#### Your instructions
Omit every picture and return the rest of the data unaltered.
### Record list ###
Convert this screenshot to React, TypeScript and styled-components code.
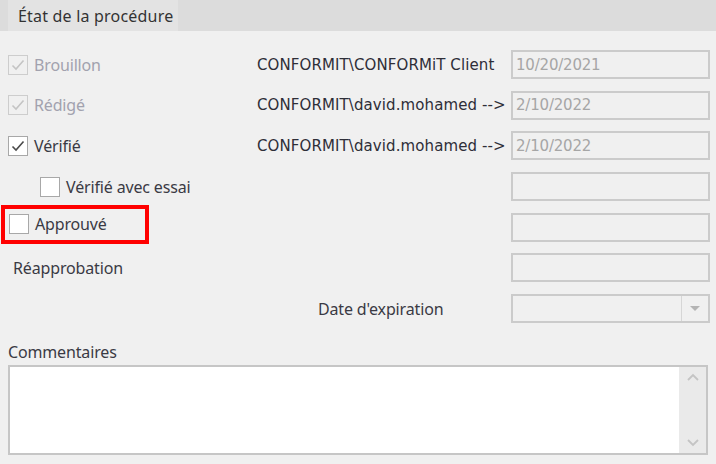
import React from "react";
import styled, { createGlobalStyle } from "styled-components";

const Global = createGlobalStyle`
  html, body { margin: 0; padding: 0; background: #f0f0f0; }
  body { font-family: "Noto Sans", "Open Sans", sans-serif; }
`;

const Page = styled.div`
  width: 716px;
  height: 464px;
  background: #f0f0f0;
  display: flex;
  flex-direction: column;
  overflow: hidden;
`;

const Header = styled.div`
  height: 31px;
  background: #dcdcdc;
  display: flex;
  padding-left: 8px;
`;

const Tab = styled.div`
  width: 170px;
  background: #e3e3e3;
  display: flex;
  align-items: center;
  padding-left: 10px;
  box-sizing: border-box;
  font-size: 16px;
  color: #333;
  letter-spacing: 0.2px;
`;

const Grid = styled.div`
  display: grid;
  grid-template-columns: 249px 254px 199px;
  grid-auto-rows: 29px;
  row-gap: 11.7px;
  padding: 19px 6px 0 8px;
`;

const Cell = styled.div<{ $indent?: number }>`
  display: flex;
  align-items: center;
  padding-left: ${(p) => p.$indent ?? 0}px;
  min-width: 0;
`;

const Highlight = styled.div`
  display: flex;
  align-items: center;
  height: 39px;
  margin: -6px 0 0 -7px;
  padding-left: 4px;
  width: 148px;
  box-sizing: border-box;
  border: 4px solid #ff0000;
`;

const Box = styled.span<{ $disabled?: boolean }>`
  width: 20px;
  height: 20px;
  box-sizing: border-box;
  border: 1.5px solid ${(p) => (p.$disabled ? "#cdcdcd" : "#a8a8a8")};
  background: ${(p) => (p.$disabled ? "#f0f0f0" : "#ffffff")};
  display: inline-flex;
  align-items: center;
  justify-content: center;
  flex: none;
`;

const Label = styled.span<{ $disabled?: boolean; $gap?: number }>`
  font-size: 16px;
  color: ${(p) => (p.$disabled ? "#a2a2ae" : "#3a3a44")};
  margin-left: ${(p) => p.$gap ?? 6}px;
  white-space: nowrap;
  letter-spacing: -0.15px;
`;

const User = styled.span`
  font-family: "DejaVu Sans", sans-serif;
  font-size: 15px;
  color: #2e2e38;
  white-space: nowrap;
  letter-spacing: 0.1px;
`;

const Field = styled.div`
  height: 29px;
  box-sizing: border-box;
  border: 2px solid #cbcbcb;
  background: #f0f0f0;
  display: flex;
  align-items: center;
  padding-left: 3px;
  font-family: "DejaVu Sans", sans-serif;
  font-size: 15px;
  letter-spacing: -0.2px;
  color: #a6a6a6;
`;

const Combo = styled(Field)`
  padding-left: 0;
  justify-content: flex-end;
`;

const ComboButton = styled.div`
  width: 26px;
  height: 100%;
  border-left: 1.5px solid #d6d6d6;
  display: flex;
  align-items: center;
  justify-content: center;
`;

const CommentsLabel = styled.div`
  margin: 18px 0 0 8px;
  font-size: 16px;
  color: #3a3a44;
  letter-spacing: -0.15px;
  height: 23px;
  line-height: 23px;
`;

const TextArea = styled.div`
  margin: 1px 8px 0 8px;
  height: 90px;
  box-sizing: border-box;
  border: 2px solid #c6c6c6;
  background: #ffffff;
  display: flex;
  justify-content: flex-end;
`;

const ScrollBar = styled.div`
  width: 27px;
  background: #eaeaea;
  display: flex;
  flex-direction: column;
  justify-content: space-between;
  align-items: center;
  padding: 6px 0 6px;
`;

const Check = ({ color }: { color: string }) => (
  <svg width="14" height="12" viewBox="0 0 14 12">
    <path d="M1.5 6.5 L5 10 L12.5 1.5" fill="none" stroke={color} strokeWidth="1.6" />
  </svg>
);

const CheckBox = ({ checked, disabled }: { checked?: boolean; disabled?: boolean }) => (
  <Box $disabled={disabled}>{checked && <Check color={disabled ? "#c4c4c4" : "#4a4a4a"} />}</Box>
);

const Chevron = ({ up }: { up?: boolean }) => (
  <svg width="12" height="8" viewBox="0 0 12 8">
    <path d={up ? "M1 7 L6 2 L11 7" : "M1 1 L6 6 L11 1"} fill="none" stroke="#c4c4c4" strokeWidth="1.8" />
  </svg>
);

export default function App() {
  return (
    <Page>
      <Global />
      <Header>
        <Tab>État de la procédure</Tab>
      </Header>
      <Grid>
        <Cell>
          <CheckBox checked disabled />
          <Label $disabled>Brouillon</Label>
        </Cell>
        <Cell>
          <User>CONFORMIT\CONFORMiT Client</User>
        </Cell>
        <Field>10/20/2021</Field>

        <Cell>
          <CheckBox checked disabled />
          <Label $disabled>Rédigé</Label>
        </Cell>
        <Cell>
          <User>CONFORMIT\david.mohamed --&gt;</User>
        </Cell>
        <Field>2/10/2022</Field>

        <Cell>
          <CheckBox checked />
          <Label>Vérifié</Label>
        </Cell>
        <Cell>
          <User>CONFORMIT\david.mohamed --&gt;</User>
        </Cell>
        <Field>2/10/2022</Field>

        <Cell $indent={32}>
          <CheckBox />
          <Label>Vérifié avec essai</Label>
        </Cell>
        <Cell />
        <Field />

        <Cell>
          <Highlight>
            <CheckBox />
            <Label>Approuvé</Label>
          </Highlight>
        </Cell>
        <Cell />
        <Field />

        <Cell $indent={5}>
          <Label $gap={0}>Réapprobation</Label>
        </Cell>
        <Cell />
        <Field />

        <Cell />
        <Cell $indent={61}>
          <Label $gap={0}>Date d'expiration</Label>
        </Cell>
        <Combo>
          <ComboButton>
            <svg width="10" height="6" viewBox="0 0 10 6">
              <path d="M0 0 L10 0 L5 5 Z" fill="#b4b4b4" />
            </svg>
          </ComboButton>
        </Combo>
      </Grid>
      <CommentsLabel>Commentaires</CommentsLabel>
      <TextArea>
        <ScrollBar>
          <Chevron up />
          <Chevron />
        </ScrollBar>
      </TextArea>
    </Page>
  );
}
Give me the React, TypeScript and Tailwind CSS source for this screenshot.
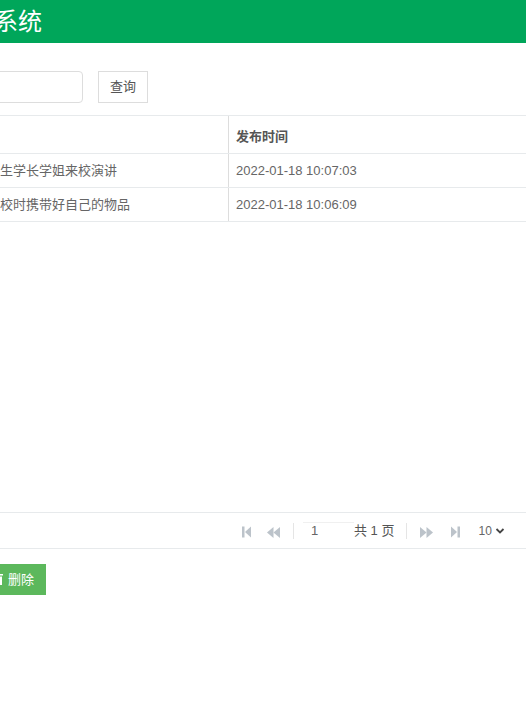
###
#### Solution below
Convert this screenshot to React, TypeScript and styled-components code.
import React from "react";
import styled, { createGlobalStyle } from "styled-components";

const Global = createGlobalStyle`
  html, body { margin: 0; padding: 0; background: #f0f0f0; }
  body { font-family: "Noto Sans", "Open Sans", sans-serif; }
`;

const Page = styled.div`
  width: 716px;
  height: 464px;
  background: #f0f0f0;
  display: flex;
  flex-direction: column;
  overflow: hidden;
`;

const Header = styled.div`
  height: 31px;
  background: #dcdcdc;
  display: flex;
  padding-left: 8px;
`;

const Tab = styled.div`
  width: 170px;
  background: #e3e3e3;
  display: flex;
  align-items: center;
  padding-left: 10px;
  box-sizing: border-box;
  font-size: 16px;
  color: #333;
  letter-spacing: 0.2px;
`;

const Grid = styled.div`
  display: grid;
  grid-template-columns: 249px 254px 199px;
  grid-auto-rows: 29px;
  row-gap: 11.7px;
  padding: 19px 6px 0 8px;
`;

const Cell = styled.div<{ $indent?: number }>`
  display: flex;
  align-items: center;
  padding-left: ${(p) => p.$indent ?? 0}px;
  min-width: 0;
`;

const Highlight = styled.div`
  display: flex;
  align-items: center;
  height: 39px;
  margin: -6px 0 0 -7px;
  padding-left: 4px;
  width: 148px;
  box-sizing: border-box;
  border: 4px solid #ff0000;
`;

const Box = styled.span<{ $disabled?: boolean }>`
  width: 20px;
  height: 20px;
  box-sizing: border-box;
  border: 1.5px solid ${(p) => (p.$disabled ? "#cdcdcd" : "#a8a8a8")};
  background: ${(p) => (p.$disabled ? "#f0f0f0" : "#ffffff")};
  display: inline-flex;
  align-items: center;
  justify-content: center;
  flex: none;
`;

const Label = styled.span<{ $disabled?: boolean; $gap?: number }>`
  font-size: 16px;
  color: ${(p) => (p.$disabled ? "#a2a2ae" : "#3a3a44")};
  margin-left: ${(p) => p.$gap ?? 6}px;
  white-space: nowrap;
  letter-spacing: -0.15px;
`;

const User = styled.span`
  font-family: "DejaVu Sans", sans-serif;
  font-size: 15px;
  color: #2e2e38;
  white-space: nowrap;
  letter-spacing: 0.1px;
`;

const Field = styled.div`
  height: 29px;
  box-sizing: border-box;
  border: 2px solid #cbcbcb;
  background: #f0f0f0;
  display: flex;
  align-items: center;
  padding-left: 3px;
  font-family: "DejaVu Sans", sans-serif;
  font-size: 15px;
  letter-spacing: -0.2px;
  color: #a6a6a6;
`;

const Combo = styled(Field)`
  padding-left: 0;
  justify-content: flex-end;
`;

const ComboButton = styled.div`
  width: 26px;
  height: 100%;
  border-left: 1.5px solid #d6d6d6;
  display: flex;
  align-items: center;
  justify-content: center;
`;

const CommentsLabel = styled.div`
  margin: 18px 0 0 8px;
  font-size: 16px;
  color: #3a3a44;
  letter-spacing: -0.15px;
  height: 23px;
  line-height: 23px;
`;

const TextArea = styled.div`
  margin: 1px 8px 0 8px;
  height: 90px;
  box-sizing: border-box;
  border: 2px solid #c6c6c6;
  background: #ffffff;
  display: flex;
  justify-content: flex-end;
`;

const ScrollBar = styled.div`
  width: 27px;
  background: #eaeaea;
  display: flex;
  flex-direction: column;
  justify-content: space-between;
  align-items: center;
  padding: 6px 0 6px;
`;

const Check = ({ color }: { color: string }) => (
  <svg width="14" height="12" viewBox="0 0 14 12">
    <path d="M1.5 6.5 L5 10 L12.5 1.5" fill="none" stroke={color} strokeWidth="1.6" />
  </svg>
);

const CheckBox = ({ checked, disabled }: { checked?: boolean; disabled?: boolean }) => (
  <Box $disabled={disabled}>{checked && <Check color={disabled ? "#c4c4c4" : "#4a4a4a"} />}</Box>
);

const Chevron = ({ up }: { up?: boolean }) => (
  <svg width="12" height="8" viewBox="0 0 12 8">
    <path d={up ? "M1 7 L6 2 L11 7" : "M1 1 L6 6 L11 1"} fill="none" stroke="#c4c4c4" strokeWidth="1.8" />
  </svg>
);

export default function App() {
  return (
    <Page>
      <Global />
      <Header>
        <Tab>État de la procédure</Tab>
      </Header>
      <Grid>
        <Cell>
          <CheckBox checked disabled />
          <Label $disabled>Brouillon</Label>
        </Cell>
        <Cell>
          <User>CONFORMIT\CONFORMiT Client</User>
        </Cell>
        <Field>10/20/2021</Field>

        <Cell>
          <CheckBox checked disabled />
          <Label $disabled>Rédigé</Label>
        </Cell>
        <Cell>
          <User>CONFORMIT\david.mohamed --&gt;</User>
        </Cell>
        <Field>2/10/2022</Field>

        <Cell>
          <CheckBox checked />
          <Label>Vérifié</Label>
        </Cell>
        <Cell>
          <User>CONFORMIT\david.mohamed --&gt;</User>
        </Cell>
        <Field>2/10/2022</Field>

        <Cell $indent={32}>
          <CheckBox />
          <Label>Vérifié avec essai</Label>
        </Cell>
        <Cell />
        <Field />

        <Cell>
          <Highlight>
            <CheckBox />
            <Label>Approuvé</Label>
          </Highlight>
        </Cell>
        <Cell />
        <Field />

        <Cell $indent={5}>
          <Label $gap={0}>Réapprobation</Label>
        </Cell>
        <Cell />
        <Field />

        <Cell />
        <Cell $indent={61}>
          <Label $gap={0}>Date d'expiration</Label>
        </Cell>
        <Combo>
          <ComboButton>
            <svg width="10" height="6" viewBox="0 0 10 6">
              <path d="M0 0 L10 0 L5 5 Z" fill="#b4b4b4" />
            </svg>
          </ComboButton>
        </Combo>
      </Grid>
      <CommentsLabel>Commentaires</CommentsLabel>
      <TextArea>
        <ScrollBar>
          <Chevron up />
          <Chevron />
        </ScrollBar>
      </TextArea>
    </Page>
  );
}
Give me the React, TypeScript and Tailwind CSS source for this screenshot.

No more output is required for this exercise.